**COLLECTED MATERIAL:**

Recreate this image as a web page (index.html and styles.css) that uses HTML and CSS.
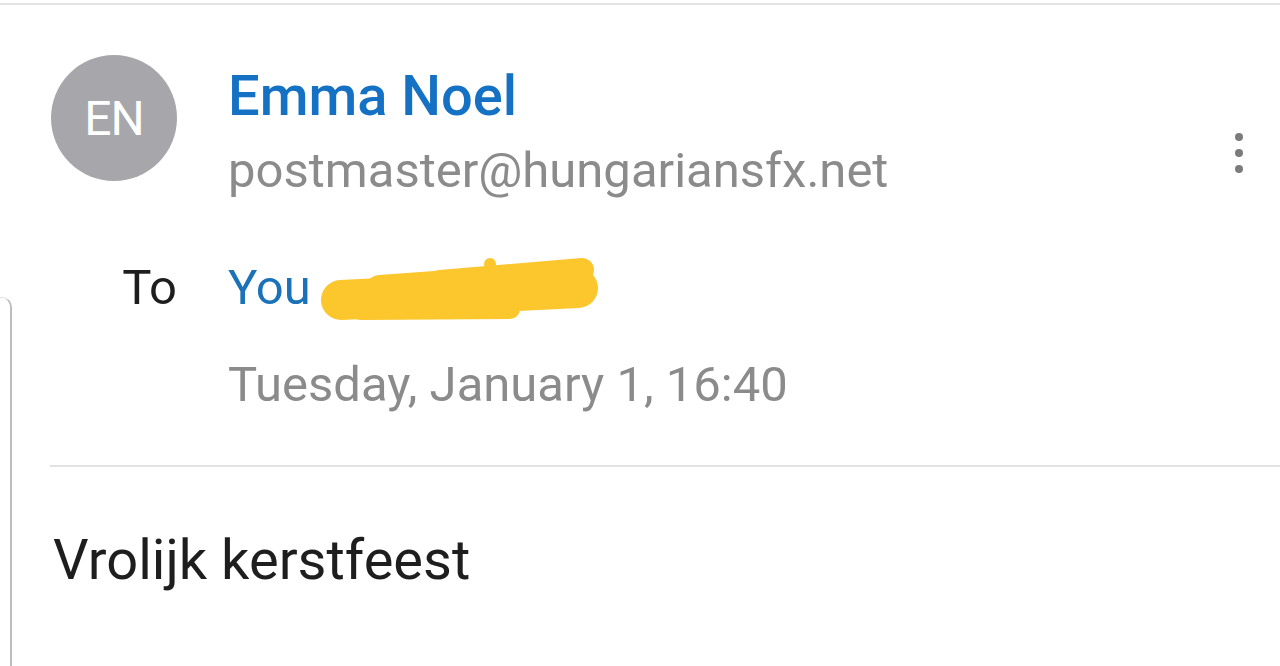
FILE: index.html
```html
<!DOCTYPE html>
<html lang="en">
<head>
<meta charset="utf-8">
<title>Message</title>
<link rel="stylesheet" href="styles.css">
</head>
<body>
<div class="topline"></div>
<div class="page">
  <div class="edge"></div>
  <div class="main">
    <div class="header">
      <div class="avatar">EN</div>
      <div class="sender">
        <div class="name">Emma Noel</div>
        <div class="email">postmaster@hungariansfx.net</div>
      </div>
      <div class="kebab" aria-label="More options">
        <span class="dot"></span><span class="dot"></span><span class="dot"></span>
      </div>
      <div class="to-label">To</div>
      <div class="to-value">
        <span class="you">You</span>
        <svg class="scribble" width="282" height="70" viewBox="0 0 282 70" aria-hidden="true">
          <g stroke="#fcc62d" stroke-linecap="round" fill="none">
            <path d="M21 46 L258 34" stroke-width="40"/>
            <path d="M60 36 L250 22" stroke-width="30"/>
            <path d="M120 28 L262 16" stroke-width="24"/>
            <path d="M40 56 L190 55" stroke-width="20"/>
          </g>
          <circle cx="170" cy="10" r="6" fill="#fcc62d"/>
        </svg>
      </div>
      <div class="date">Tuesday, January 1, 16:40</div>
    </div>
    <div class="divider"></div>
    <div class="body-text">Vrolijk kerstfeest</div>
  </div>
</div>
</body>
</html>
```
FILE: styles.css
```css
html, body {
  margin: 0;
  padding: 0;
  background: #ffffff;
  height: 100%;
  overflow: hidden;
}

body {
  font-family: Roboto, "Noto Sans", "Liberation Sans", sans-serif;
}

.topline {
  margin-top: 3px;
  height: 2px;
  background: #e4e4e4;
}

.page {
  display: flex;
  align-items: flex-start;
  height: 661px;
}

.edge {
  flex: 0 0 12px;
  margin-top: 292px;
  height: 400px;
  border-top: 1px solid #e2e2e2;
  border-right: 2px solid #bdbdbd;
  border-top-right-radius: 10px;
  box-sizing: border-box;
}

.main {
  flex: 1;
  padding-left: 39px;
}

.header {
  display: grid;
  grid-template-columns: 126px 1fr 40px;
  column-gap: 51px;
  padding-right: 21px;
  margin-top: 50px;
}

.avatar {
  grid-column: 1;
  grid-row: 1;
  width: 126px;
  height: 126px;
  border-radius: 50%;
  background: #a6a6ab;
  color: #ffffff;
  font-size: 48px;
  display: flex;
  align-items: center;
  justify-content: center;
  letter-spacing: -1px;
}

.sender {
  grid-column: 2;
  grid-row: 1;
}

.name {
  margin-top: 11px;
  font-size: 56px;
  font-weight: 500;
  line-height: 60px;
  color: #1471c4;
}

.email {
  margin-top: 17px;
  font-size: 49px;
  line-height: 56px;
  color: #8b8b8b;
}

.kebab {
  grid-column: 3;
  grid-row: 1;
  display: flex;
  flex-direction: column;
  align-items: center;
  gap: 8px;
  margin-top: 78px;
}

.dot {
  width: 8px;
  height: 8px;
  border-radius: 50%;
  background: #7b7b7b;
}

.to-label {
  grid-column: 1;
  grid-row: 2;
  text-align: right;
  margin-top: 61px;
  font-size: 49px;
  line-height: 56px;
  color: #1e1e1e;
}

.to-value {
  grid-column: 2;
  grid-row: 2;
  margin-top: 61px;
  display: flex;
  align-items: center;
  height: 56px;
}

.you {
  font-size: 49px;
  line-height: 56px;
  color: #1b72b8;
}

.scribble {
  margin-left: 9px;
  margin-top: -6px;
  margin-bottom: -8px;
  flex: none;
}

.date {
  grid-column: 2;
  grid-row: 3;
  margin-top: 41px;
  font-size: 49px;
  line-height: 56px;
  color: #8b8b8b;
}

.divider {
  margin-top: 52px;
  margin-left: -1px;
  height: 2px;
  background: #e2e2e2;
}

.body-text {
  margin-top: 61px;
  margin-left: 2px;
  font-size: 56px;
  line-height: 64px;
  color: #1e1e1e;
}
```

**PROBLEM DETAILS:**
Pick out the lines above containing the word "styles", then copy them.

**SOLUTION TO THE EXERCISE:**
Recreate this image as a web page (index.html and styles.css) that uses HTML and CSS.
<link rel="stylesheet" href="styles.css">
FILE: styles.css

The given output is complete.